**Exercise description:**
Wherever the string "size" appears in the listing, copy that line.

BEGIN Given material

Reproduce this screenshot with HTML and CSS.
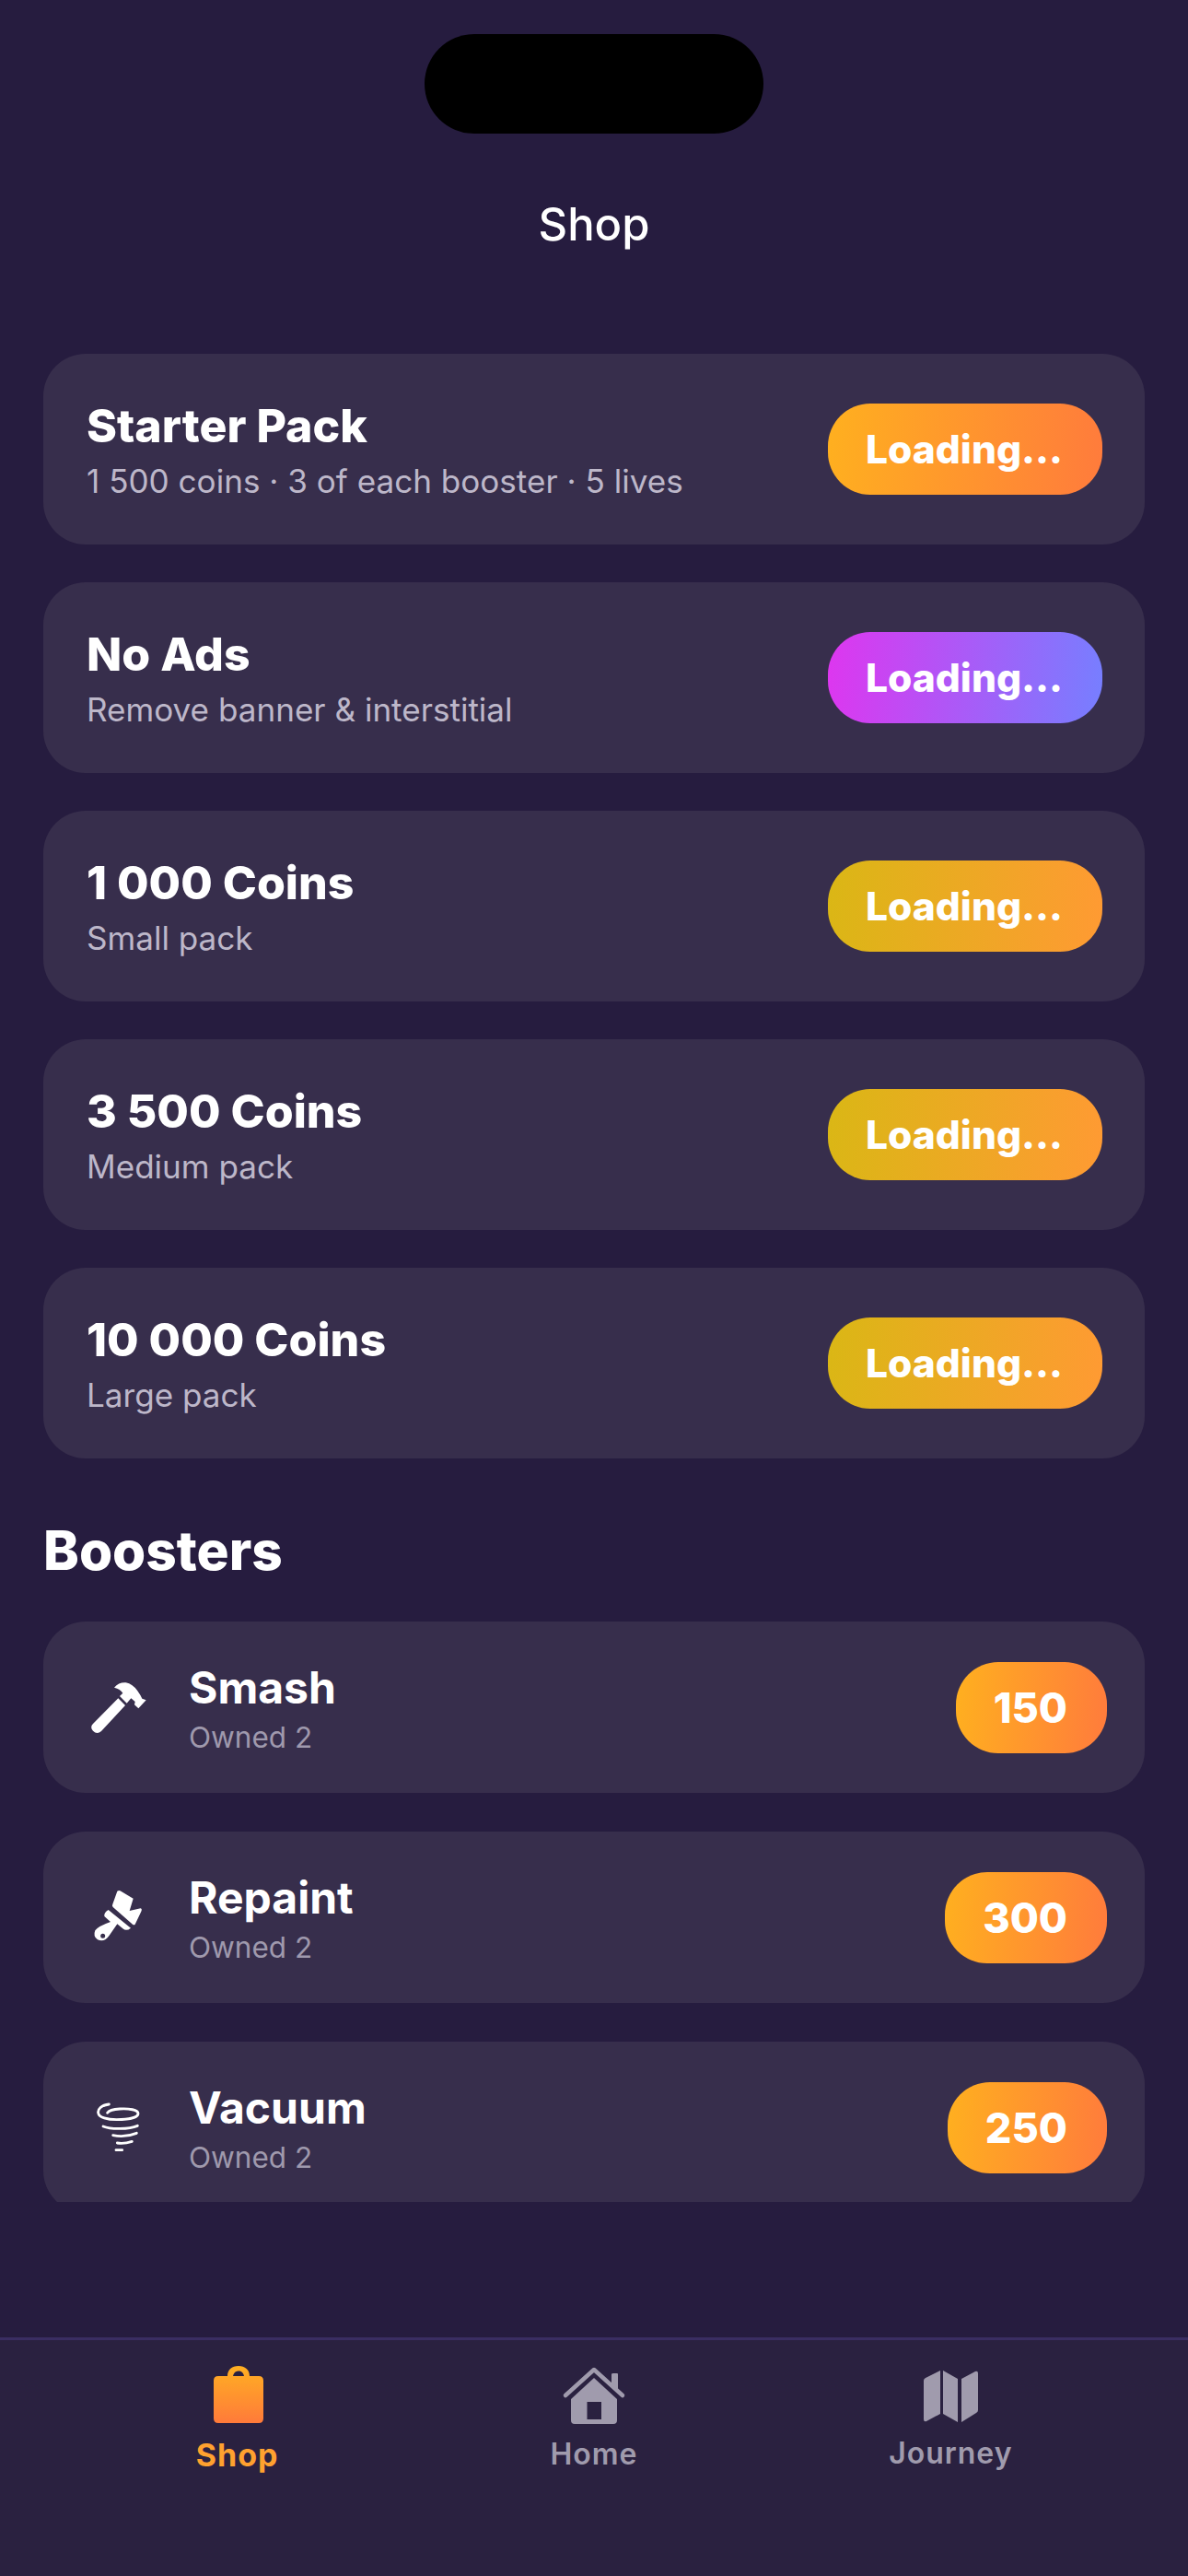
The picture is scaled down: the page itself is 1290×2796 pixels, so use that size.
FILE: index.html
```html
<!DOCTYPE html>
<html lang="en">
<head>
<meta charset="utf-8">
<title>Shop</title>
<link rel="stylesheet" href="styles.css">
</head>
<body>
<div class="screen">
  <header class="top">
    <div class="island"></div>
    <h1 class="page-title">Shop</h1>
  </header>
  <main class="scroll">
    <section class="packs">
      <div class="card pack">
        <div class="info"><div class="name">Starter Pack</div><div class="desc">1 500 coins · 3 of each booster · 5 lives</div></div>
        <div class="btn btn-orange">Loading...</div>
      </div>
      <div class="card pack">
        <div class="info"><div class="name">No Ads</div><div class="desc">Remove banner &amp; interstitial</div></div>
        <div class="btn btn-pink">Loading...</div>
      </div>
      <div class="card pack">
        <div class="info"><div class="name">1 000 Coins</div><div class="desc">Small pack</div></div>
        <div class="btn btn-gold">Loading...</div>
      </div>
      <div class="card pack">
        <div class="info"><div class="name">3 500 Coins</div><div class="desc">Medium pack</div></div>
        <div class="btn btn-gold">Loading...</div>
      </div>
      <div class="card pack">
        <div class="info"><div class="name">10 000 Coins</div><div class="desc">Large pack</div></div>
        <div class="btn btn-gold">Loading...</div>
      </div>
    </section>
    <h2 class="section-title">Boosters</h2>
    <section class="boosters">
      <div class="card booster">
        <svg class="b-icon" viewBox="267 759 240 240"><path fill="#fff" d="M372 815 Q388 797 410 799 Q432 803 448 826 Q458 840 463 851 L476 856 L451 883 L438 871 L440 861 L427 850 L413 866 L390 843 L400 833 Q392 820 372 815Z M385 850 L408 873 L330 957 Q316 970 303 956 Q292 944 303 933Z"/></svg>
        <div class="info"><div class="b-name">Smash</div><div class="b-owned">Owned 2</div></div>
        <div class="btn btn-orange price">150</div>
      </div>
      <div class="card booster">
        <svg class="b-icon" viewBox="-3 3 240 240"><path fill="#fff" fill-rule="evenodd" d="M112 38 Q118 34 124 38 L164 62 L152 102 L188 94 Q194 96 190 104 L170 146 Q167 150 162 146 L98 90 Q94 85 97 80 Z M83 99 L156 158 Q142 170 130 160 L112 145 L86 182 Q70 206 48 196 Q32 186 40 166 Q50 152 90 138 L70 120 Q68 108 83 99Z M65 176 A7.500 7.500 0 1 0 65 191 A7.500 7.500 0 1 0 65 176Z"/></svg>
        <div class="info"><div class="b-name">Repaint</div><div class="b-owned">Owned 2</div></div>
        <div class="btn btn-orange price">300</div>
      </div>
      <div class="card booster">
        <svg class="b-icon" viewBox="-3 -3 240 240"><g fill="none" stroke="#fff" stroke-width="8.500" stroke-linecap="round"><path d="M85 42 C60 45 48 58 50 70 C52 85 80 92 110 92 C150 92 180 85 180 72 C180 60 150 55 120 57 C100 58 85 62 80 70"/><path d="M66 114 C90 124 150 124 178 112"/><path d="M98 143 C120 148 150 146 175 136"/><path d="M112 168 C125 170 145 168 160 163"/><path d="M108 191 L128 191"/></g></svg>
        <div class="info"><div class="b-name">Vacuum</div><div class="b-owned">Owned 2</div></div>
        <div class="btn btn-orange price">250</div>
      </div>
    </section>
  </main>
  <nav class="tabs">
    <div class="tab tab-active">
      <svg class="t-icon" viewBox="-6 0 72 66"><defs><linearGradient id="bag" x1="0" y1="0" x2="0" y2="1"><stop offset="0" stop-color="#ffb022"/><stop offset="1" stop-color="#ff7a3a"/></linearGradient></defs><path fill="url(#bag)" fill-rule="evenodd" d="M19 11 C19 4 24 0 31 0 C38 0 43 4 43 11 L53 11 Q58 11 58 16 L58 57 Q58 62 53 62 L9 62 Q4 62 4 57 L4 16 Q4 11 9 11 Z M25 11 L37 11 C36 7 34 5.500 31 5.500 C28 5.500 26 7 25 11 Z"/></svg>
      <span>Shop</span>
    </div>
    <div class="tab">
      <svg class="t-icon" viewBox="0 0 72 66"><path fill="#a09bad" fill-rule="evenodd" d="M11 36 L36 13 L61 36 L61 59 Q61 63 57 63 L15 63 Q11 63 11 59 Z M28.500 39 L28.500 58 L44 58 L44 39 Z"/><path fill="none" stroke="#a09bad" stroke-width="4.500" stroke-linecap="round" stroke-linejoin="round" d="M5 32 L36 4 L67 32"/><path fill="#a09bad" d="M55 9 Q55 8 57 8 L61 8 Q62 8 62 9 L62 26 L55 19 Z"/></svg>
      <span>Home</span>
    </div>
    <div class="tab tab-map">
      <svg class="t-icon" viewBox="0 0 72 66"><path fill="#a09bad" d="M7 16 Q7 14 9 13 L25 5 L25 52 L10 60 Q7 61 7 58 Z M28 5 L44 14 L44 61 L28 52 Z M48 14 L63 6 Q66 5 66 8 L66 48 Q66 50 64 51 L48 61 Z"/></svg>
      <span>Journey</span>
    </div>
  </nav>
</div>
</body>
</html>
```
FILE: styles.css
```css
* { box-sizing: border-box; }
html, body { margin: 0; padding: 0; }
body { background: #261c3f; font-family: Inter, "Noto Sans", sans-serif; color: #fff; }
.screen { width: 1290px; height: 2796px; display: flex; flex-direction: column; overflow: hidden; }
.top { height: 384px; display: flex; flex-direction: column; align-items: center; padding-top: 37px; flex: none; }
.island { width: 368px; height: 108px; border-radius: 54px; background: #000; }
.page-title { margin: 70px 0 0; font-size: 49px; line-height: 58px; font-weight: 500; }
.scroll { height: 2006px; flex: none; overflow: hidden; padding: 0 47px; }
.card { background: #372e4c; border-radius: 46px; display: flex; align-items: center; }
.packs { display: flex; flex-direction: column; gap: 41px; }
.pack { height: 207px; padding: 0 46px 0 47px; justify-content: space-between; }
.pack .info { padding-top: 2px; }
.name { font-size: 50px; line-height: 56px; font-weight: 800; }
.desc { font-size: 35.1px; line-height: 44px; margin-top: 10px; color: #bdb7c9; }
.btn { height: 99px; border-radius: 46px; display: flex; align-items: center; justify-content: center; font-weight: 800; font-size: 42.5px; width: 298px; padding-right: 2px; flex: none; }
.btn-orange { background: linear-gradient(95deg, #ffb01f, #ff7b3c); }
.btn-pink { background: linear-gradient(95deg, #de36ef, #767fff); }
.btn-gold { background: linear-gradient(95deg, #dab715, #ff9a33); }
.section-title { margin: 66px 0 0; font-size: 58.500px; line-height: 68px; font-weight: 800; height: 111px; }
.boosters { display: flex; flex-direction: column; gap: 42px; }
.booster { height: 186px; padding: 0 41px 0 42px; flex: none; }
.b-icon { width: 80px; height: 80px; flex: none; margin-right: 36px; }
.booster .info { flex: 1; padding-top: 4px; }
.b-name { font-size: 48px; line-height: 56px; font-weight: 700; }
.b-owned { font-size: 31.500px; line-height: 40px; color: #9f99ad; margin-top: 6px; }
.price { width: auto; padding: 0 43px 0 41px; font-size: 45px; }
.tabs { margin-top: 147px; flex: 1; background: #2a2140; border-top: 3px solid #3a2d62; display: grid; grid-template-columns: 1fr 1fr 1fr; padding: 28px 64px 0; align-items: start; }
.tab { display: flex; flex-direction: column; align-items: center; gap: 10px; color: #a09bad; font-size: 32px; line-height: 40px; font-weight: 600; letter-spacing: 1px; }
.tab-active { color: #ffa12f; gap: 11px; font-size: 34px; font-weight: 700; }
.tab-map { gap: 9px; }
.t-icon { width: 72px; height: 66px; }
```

END Given material

**Full response:**
The picture is scaled down: the page itself is 1290×2796 pixels, so use that size.
.page-title { margin: 70px 0 0; font-size: 49px; line-height: 58px; font-weight: 500; }
.name { font-size: 50px; line-height: 56px; font-weight: 800; }
.desc { font-size: 35.1px; line-height: 44px; margin-top: 10px; color: #bdb7c9; }
.btn { height: 99px; border-radius: 46px; display: flex; align-items: center; justify-content: center; font-weight: 800; font-size: 42.5px; width: 298px; padding-right: 2px; flex: none; }
.section-title { margin: 66px 0 0; font-size: 58.500px; line-height: 68px; font-weight: 800; height: 111px; }
.b-name { font-size: 48px; line-height: 56px; font-weight: 700; }
.b-owned { font-size: 31.500px; line-height: 40px; color: #9f99ad; margin-top: 6px; }
.price { width: auto; padding: 0 43px 0 41px; font-size: 45px; }
.tab { display: flex; flex-direction: column; align-items: center; gap: 10px; color: #a09bad; font-size: 32px; line-height: 40px; font-weight: 600; letter-spacing: 1px; }
.tab-active { color: #ffa12f; gap: 11px; font-size: 34px; font-weight: 700; }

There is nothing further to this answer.